Tonight we are staying in a park we visited last year on the journey to California-Fort Stockton RV Park.  It is the only park halfway between San Antonio, Texas and Las Cruces, New Mexico.  We are not alone.  Coach after coach is following us into the park as I sit outside watching them pass by en route to the office to check-in.  

The trip today on Interstate-10 began in Texas hill country and ended in Texas desert. The change is so gradual as you make your way west, it is hardly discernible except for the decreasing size of the trees that eventually become shrubs and then disappear for the most part replaced by cacti.  The further west we travel, the greater the number of mesa we see along the horizon, the greater the distance you can see ahead of the coach from every rise in the road and the further it is between
towns.

It causes me to wonder how the early settlers ever had the courage and fortitude to make the same trip.  We are spoiled traveling three times the distance they could cover in a day in a mere hour surrounded by air conditioned comfort while sipping ice water and snacking on mini-Mars bars.  That’s not to mention a baked potato and Texas BBQ ribs we purchased at Buckhorn Lake RV Resort this morning that we’re having for dinner.  I’ve been looking forward to them all day!

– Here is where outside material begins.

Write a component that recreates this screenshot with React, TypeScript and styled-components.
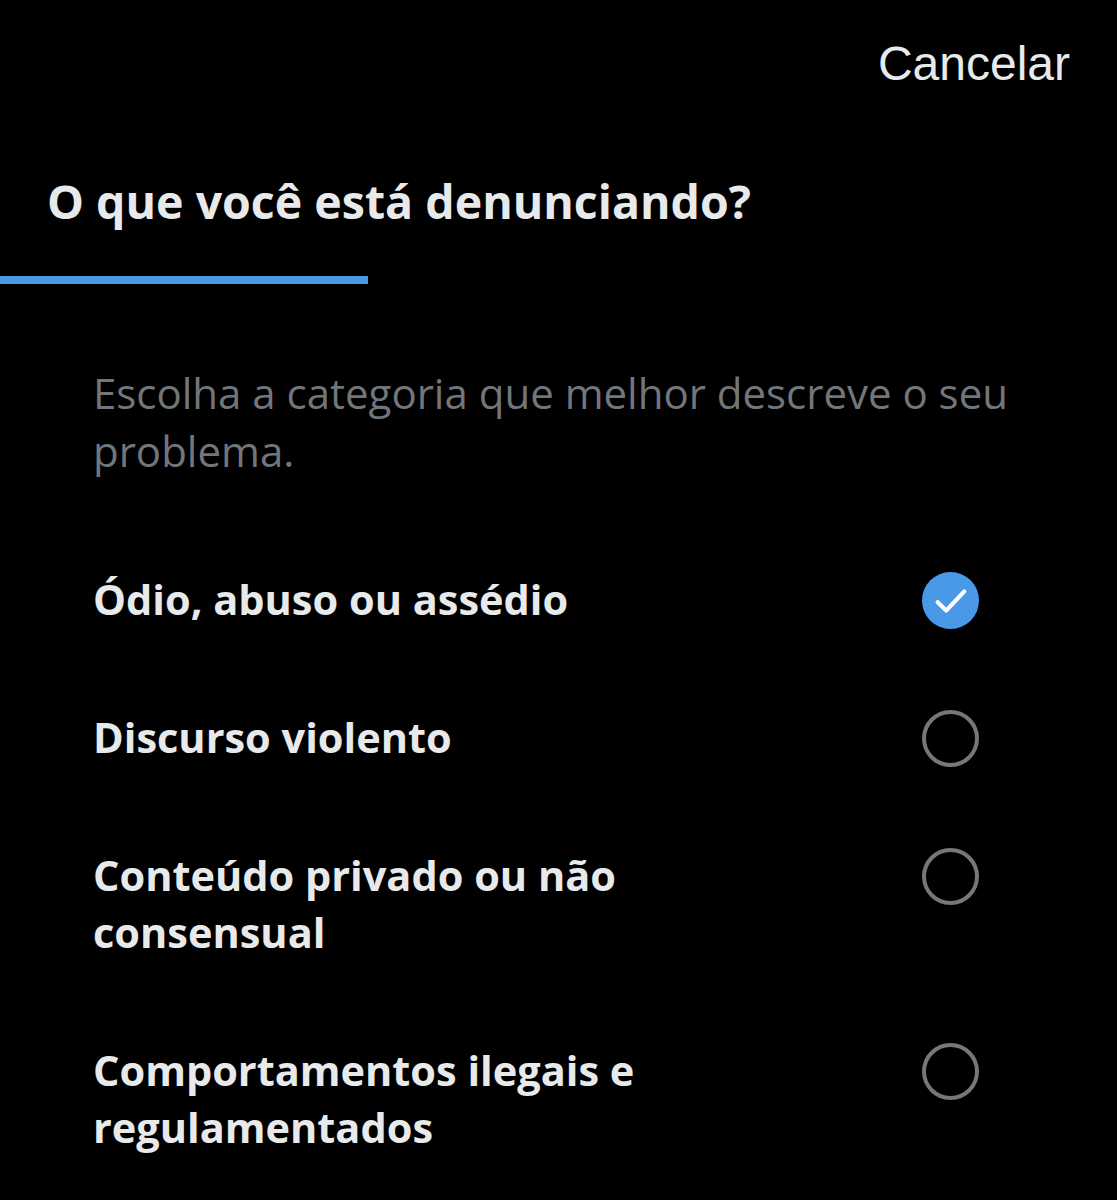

As the sun sets over the desert creating shadows along the edge of the mesa we can see from our coach windows, I am reminded of how marvelous it is to be on the road with an ever-changing view daily as we cross the country.  As Americans, we are lucky to have so much beauty and so many opportunities right in our collective backyards.

Monday, March 9, 2015

Buckhorn Lake RV Resort

We left Port Aransas and crossed over the causeway to the mainland in the rain this morning to drive northwest all day until we were an hour past San Antonio.  The size of Texas is amazing and it will take us all day tomorrow and most of the following day to reach Las Cruces, New Mexico.

According to the news tonight, Corpus Christi collected three more inches of rain after we departed.  I believe it because we drove through rain for the entire day.  The news reported this huge rainstorm stretched today from San Antonio all the way east through Mississippi.  We were glad to get in tonight.  It was a long drive.

Tonight we are staying in Buckhorn Lake RV Resort, near Kerrville. That being said, this park is delightful.  It has Texas personality from the moment you drive in through the entry gate.  In addition to beautiful asphalt roads and concrete paved spaces that have perfect hookup amenities, the park has a common area that would draw anyone into the theme this park exudes. 



There are spring flowers, a waterfall, a pond with live ducks and fish, an outdoor BBQ pit with a bar, a great camp store and even lots with casitas that have room for the owners to park their own RVs right next to their custom built house.  Pardon me for going on and on, but this is a delightful end to a long hard drive.